Fratelli inoltre racconta la migrazione e le sue motivazioni in modo più complesso di quanto il mondo solidale l’ha sempre letta, vale a dire solo come un prodotto del colonialismo e del sottosviluppo causato dall’Occidente. Da questo punto di vista anche noi solidali siamo “bugiardi” perché non c’è fenomeno o romanzo o testimonianza che davvero ci abbia fatto prendere in considerazione e riflettere su queste emigrazioni di cui è stata ed è ancora piena l’Europa Centrale.

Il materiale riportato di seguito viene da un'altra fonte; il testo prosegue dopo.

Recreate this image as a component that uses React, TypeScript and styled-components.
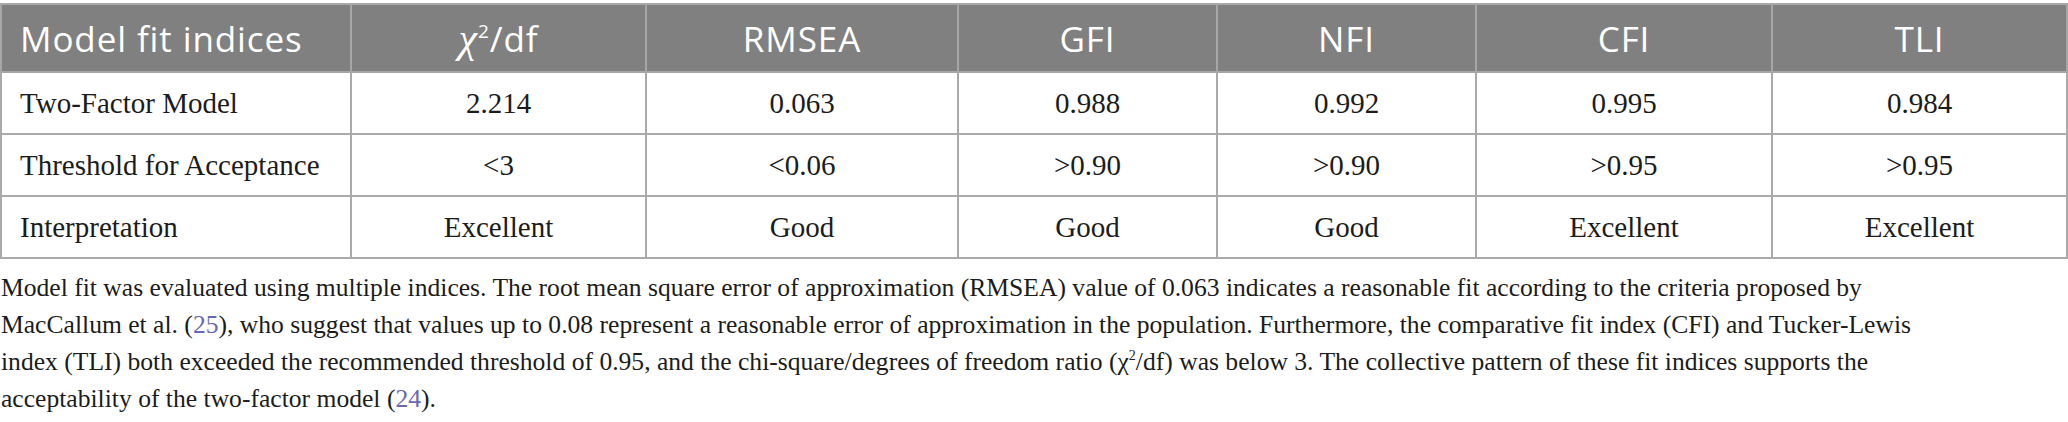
import styled, { createGlobalStyle } from "styled-components";

const GlobalStyle = createGlobalStyle`
  html, body {
    margin: 0;
    padding: 0;
    background: #ffffff;
  }
`;

const columns = [350, 295, 312, 259, 259, 296, 295];

const rows = [
  ["Two-Factor Model", "2.214", "0.063", "0.988", "0.992", "0.995", "0.984"],
  ["Threshold for Acceptance", "<3", "<0.06", ">0.90", ">0.90", ">0.95", ">0.95"],
  ["Interpretation", "Excellent", "Good", "Good", "Good", "Excellent", "Excellent"],
];

const App = () => {
  return (
    <StPage>
      <GlobalStyle />
      <StTable>
        <colgroup>
          {columns.map((w, i) => (
            <col key={i} style={{ width: w }} />
          ))}
        </colgroup>
        <thead>
          <StHeadRow>
            <StHeadCell $left>Model fit indices</StHeadCell>
            <StHeadCell>
              <StChi>χ</StChi>
              <sup>2</sup>/df
            </StHeadCell>
            <StHeadCell>RMSEA</StHeadCell>
            <StHeadCell>GFI</StHeadCell>
            <StHeadCell>NFI</StHeadCell>
            <StHeadCell>CFI</StHeadCell>
            <StHeadCell>TLI</StHeadCell>
          </StHeadRow>
        </thead>
        <tbody>
          {rows.map((row) => (
            <StRow key={row[0]}>
              {row.map((value, i) => (
                <StCell key={i} $left={i === 0}>
                  {value}
                </StCell>
              ))}
            </StRow>
          ))}
        </tbody>
      </StTable>
      <StNote>
        <StLine>
          Model fit was evaluated using multiple indices. The root mean square error of
          approximation (RMSEA) value of 0.063 indicates a reasonable fit according to the
          criteria proposed by
        </StLine>
        <StLine>
          MacCallum et al. (<StRef>25</StRef>), who suggest that values up to 0.08 represent a
          reasonable error of approximation in the population. Furthermore, the comparative fit
          index (CFI) and Tucker-Lewis
        </StLine>
        <StLine>
          index (TLI) both exceeded the recommended threshold of 0.95, and the
          chi-square/degrees of freedom ratio (χ<sup>2</sup>/df) was below 3. The collective
          pattern of these fit indices supports the
        </StLine>
        <StLine>
          acceptability of the two-factor model (<StRef>24</StRef>).
        </StLine>
      </StNote>
    </StPage>
  );
};

export default App;

const StPage = styled.div`
  width: 2068px;
  padding-top: 3px;
`;

const StTable = styled.table`
  width: 2068px;
  table-layout: fixed;
  border-collapse: collapse;
  border: 2px solid #a9a9a9;
`;

const StHeadRow = styled.tr`
  height: 68px;
  background: #7f807f;
`;

const StHeadCell = styled.th<{ $left?: boolean }>`
  padding: 0 0 0 ${(p) => (p.$left ? "18px" : "0")};
  border: 2px solid #a6a6a6;
  border-top: none;
  color: #ffffff;
  font-family: "Open Sans", sans-serif;
  font-size: 35px;
  font-weight: 400;
  letter-spacing: 0.9px;
  text-align: ${(p) => (p.$left ? "left" : "center")};
  vertical-align: middle;

  sup {
    font-size: 19px;
    vertical-align: 14px;
    line-height: 0;
  }
`;

const StChi = styled.i`
  font-family: "Liberation Serif", serif;
  font-size: 42px;
`;

const StRow = styled.tr`
  height: 62px;
`;

const StCell = styled.td<{ $left?: boolean }>`
  padding: 0 0 0 ${(p) => (p.$left ? "18px" : "0")};
  border: 2px solid #aaaaaa;
  color: #1c1c1c;
  font-family: "Liberation Serif", serif;
  font-size: 29px;
  text-align: ${(p) => (p.$left ? "left" : "center")};
  vertical-align: middle;
`;

const StNote = styled.div`
  padding: 10px 0 0 1px;
  color: #1c1c1c;
  font-family: "Liberation Serif", serif;
  font-size: 25.6px;
  line-height: 37px;

  sup {
    font-size: 14px;
    line-height: 0;
  }
`;

const StLine = styled.span`
  display: block;
  white-space: nowrap;
`;

const StRef = styled.span`
  color: #6b67b4;
`;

Brigitte Reimann (1933-1973) morta prematuramente appartiene alla stessa generazione della scrittrice Christa Wolf, decisamente più conosciuta in Italia. Un carteggio fra le due testimonia dell’amicizia che le legava. Fratelli è già stato pubblicato in Italia da Voland nel 2013 che di Reimann ha pubblicato anche Franziska Linkerhand. Ora, una fortunata scoperta di inediti ha permesso il reintegro di questo testo che era stato censurato al momento della pubblicazione nel 1963. Una accurata appendice della versione integrale di Fratelli pubblicata da Neri Pozzi racconta la storia e le vicissitudini del romanzo per il lettore curioso o troppo giovane e ignorante dei fatti dell’epoca in cui fu scritto.

In ultimo: quando si legge della scrittrice, in ogni luogo non si manca di rilevare quanti amanti e mariti avesse avuto. Questa libertà nel decidere e delimitare il proprio sé con assoluta sicurezza e senza patemi Reimann l’ha sicuramente regalata anche al personaggio di Elisabeth che ci rimarrà nella memoria insieme a Uli, presentato dalla sorella agli amici con queste parole: “[…] è bello, il più bel ragazzo che conosco. È intelligente, molto più intelligente di me. Si è diplomato a pieni voti. È il migliore del suo gruppo di seminario. Le ragazze gli corrono dietro. È forte, un ottimo sportivo. Legge molto. Va spesso ai concerti. Ci amiamo.” Due fratelli indimenticabili Elisabeth e Uli, meno mistici di Ulrich e Agathe, meno cinici di Lucas e Klaus. La letteratura è così e fa collegamenti evocativi, in questo caso con Musil e Kristof.